Data excerpt:
%%
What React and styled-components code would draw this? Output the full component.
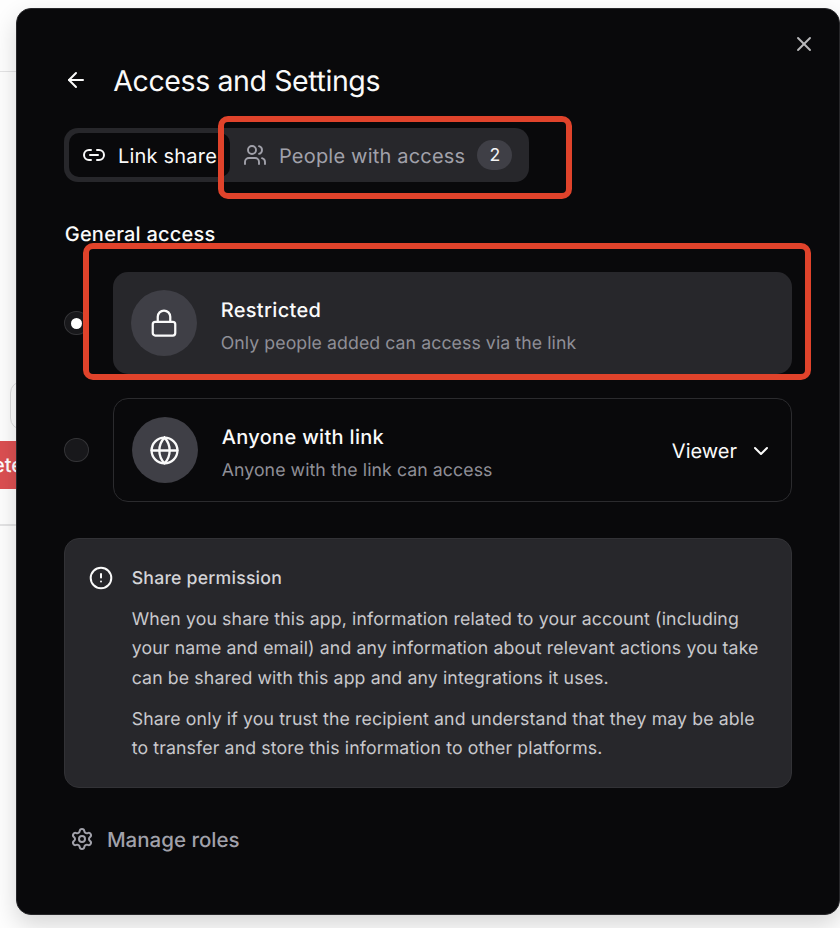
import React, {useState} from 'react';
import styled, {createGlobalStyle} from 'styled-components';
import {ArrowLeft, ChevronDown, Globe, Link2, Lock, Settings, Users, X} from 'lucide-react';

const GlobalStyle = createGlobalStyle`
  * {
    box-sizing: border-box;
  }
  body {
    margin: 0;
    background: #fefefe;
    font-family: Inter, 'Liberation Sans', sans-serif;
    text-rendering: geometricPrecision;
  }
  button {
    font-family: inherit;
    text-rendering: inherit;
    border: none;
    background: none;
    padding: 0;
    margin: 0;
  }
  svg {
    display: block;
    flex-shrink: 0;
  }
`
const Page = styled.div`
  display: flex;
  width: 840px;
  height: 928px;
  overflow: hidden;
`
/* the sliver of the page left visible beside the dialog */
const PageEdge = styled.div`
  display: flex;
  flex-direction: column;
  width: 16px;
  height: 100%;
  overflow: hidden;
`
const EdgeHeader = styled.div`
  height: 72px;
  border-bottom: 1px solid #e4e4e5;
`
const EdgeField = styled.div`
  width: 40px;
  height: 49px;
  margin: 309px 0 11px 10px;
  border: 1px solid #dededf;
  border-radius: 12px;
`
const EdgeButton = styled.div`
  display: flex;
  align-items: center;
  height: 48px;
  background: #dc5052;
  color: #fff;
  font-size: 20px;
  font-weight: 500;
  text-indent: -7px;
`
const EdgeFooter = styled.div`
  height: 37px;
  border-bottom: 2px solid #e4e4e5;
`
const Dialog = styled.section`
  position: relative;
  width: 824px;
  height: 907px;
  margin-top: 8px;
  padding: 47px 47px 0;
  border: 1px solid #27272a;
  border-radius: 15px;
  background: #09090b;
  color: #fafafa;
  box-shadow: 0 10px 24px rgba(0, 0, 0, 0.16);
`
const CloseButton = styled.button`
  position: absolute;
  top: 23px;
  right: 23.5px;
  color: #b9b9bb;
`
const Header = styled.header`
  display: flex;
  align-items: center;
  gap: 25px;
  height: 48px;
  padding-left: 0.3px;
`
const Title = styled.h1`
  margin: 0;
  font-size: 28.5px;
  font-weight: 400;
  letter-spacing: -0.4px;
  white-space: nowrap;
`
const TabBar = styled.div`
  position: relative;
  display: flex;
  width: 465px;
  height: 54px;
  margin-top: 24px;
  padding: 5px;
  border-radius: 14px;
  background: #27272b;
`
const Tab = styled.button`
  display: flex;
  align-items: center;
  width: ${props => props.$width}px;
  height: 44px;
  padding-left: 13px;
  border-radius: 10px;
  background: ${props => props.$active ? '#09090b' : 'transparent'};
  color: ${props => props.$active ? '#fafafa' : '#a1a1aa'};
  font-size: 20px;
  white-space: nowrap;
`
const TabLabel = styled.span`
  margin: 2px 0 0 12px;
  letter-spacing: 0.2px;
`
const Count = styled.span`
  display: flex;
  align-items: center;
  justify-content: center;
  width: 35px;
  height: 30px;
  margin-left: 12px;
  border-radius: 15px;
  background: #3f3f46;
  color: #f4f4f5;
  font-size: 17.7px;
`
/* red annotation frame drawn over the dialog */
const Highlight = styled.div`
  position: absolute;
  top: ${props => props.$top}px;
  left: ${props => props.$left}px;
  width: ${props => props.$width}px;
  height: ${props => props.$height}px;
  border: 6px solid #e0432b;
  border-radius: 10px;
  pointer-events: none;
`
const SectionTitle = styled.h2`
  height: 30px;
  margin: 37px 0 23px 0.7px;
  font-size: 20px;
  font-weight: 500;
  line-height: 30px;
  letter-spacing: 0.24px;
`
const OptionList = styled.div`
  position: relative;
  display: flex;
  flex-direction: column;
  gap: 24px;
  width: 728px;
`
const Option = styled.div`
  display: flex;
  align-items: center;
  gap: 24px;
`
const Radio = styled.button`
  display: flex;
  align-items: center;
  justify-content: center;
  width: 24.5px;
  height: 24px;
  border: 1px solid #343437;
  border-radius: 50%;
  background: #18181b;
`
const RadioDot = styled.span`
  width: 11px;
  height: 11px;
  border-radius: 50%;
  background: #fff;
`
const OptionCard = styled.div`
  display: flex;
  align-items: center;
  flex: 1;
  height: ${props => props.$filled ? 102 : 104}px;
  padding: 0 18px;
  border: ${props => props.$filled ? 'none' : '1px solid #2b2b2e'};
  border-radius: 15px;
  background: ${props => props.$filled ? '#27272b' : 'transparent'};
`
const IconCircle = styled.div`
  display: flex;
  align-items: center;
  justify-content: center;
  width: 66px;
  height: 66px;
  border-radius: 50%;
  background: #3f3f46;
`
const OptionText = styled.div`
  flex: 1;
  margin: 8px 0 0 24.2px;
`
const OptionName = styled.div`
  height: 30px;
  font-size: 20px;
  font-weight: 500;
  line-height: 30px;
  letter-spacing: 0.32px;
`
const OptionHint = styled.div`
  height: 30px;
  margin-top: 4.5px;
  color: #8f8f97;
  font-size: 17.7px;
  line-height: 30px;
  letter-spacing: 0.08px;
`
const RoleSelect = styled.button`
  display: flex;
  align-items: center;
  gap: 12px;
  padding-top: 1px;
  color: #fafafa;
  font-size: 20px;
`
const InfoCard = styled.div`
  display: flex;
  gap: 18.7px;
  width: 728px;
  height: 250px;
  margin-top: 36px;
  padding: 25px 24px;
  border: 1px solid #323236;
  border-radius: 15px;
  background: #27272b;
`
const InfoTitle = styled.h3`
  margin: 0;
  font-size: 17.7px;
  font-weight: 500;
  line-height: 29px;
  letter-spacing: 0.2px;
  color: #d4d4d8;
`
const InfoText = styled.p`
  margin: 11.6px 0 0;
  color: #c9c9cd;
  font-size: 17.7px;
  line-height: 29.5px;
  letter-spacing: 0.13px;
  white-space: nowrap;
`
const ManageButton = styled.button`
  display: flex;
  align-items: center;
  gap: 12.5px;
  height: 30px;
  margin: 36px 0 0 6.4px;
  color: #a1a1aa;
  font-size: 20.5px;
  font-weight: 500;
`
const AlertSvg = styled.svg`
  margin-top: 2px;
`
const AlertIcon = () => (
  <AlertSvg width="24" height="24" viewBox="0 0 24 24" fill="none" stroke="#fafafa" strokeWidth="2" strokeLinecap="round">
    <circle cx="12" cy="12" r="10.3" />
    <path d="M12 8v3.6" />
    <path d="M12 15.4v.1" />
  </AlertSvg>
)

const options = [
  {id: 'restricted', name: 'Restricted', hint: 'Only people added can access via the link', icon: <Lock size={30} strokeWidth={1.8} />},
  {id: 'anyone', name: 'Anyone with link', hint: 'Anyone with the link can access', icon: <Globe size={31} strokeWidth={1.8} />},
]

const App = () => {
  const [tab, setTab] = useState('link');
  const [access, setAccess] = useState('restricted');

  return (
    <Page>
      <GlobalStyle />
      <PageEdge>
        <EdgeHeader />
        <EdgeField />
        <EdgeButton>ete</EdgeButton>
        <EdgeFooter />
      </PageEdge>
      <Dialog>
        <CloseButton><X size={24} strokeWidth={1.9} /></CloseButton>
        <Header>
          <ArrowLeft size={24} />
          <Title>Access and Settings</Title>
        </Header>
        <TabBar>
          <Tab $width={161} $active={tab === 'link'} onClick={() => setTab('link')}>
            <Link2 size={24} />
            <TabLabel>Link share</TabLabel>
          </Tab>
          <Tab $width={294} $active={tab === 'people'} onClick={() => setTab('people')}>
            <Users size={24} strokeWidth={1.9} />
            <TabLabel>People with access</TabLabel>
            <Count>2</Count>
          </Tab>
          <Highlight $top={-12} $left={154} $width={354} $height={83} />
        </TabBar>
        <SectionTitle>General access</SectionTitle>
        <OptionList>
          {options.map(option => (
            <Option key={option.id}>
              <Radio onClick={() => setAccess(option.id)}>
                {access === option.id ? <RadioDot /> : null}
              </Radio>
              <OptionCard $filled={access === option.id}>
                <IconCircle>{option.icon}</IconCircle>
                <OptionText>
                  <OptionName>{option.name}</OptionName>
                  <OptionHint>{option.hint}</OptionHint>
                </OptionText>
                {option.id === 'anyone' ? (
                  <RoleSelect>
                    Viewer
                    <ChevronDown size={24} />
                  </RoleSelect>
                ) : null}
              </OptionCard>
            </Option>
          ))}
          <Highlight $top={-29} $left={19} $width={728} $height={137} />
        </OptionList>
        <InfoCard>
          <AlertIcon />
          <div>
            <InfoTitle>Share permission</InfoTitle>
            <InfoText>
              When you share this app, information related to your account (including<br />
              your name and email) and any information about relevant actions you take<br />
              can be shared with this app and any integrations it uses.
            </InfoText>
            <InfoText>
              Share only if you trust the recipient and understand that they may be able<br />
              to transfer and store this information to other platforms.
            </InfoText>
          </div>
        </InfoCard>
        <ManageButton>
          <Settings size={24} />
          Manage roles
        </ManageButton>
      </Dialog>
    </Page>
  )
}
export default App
%%
Goal: Search the data for "components". Copy every matching line.

The solution:
What React and styled-components code would draw this? Output the full component.
import styled, {createGlobalStyle} from 'styled-components';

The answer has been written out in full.